◆ Problem statement
Search the material below for the string "this" and extract each line that has it.

◆ Source records
----

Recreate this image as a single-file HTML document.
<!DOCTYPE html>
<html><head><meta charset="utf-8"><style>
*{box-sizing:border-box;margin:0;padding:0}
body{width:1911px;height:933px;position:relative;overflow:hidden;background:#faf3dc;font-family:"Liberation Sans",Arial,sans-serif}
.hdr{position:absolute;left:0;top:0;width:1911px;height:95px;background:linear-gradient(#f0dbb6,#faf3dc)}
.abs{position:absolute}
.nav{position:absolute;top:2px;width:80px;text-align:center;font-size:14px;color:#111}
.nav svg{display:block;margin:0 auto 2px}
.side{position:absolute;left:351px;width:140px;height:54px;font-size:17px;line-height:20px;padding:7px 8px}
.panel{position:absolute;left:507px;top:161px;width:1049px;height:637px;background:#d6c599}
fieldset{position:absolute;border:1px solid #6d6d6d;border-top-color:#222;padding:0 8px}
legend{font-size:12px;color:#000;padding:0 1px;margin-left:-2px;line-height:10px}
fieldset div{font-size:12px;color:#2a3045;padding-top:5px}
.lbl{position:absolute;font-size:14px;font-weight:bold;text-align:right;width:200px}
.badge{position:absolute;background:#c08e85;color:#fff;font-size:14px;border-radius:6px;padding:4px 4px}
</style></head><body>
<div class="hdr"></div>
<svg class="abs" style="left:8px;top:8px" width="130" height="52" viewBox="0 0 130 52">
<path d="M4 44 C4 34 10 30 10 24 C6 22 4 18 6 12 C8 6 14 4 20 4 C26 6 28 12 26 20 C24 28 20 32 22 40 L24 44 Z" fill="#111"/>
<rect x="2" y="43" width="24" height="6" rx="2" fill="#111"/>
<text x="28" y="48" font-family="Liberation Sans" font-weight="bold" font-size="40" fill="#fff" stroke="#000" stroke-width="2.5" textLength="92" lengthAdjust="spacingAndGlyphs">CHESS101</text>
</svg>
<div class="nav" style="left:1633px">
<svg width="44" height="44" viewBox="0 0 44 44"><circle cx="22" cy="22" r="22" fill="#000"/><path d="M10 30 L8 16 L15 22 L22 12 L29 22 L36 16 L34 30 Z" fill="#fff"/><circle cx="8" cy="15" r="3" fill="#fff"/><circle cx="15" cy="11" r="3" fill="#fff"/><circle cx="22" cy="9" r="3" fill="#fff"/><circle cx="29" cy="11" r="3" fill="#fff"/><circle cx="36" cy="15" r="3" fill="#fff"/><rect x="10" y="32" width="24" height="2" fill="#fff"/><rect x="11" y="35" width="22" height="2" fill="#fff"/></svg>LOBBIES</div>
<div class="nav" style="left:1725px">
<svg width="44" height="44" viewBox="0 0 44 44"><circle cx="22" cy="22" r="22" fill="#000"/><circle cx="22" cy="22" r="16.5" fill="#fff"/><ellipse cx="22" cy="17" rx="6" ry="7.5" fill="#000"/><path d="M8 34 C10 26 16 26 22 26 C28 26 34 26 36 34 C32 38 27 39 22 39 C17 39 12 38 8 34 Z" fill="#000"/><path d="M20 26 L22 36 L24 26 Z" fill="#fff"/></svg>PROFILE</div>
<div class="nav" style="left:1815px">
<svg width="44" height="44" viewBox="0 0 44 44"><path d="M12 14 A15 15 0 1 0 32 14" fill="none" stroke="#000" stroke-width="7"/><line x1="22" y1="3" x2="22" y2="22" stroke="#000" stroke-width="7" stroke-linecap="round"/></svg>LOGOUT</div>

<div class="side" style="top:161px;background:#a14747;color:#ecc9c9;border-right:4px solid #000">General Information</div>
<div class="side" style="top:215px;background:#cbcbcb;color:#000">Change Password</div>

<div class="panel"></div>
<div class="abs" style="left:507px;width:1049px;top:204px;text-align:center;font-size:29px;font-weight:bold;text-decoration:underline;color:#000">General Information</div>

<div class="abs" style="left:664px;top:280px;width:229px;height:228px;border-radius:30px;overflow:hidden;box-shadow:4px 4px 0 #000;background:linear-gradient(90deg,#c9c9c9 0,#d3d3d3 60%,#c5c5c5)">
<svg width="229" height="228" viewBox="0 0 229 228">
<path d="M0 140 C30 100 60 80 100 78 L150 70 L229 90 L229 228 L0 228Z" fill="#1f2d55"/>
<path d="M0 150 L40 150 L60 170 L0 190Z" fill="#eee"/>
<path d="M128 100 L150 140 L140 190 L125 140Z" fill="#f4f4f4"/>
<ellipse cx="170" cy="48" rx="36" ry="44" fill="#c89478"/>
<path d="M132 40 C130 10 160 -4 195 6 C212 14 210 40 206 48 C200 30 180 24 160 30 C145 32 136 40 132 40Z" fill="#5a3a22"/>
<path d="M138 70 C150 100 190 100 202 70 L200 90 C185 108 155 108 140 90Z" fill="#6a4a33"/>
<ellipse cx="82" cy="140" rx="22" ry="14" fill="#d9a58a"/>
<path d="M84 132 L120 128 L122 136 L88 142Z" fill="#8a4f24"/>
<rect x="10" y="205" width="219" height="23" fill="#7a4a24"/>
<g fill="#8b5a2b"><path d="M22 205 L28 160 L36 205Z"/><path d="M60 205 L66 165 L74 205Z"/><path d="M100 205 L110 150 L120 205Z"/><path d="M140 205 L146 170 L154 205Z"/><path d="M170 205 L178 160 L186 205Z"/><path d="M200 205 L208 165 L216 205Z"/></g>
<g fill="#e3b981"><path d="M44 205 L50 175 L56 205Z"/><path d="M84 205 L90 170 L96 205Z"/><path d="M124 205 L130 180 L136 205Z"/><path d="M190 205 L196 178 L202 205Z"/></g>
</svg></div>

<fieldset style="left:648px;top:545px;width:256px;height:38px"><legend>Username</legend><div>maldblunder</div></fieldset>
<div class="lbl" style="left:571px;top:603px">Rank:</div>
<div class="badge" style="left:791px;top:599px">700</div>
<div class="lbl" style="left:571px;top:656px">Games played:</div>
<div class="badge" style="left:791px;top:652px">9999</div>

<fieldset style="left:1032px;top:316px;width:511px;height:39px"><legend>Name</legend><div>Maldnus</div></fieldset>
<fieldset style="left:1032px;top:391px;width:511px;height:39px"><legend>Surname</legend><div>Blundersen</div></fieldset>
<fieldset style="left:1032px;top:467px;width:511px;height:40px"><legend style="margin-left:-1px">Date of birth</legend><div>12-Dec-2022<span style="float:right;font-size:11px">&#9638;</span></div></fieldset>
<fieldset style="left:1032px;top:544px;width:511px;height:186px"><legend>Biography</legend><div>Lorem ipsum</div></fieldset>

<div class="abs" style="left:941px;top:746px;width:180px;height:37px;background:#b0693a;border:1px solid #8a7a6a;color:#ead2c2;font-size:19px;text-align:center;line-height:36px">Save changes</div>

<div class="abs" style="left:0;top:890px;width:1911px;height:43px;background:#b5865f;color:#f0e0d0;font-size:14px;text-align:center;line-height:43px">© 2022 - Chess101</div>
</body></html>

----

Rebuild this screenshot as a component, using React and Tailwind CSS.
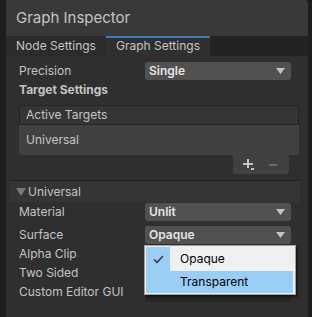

----

◆ Result
Recreate this image as a single-file HTML document.
Rebuild this screenshot as a component, using React and Tailwind CSS.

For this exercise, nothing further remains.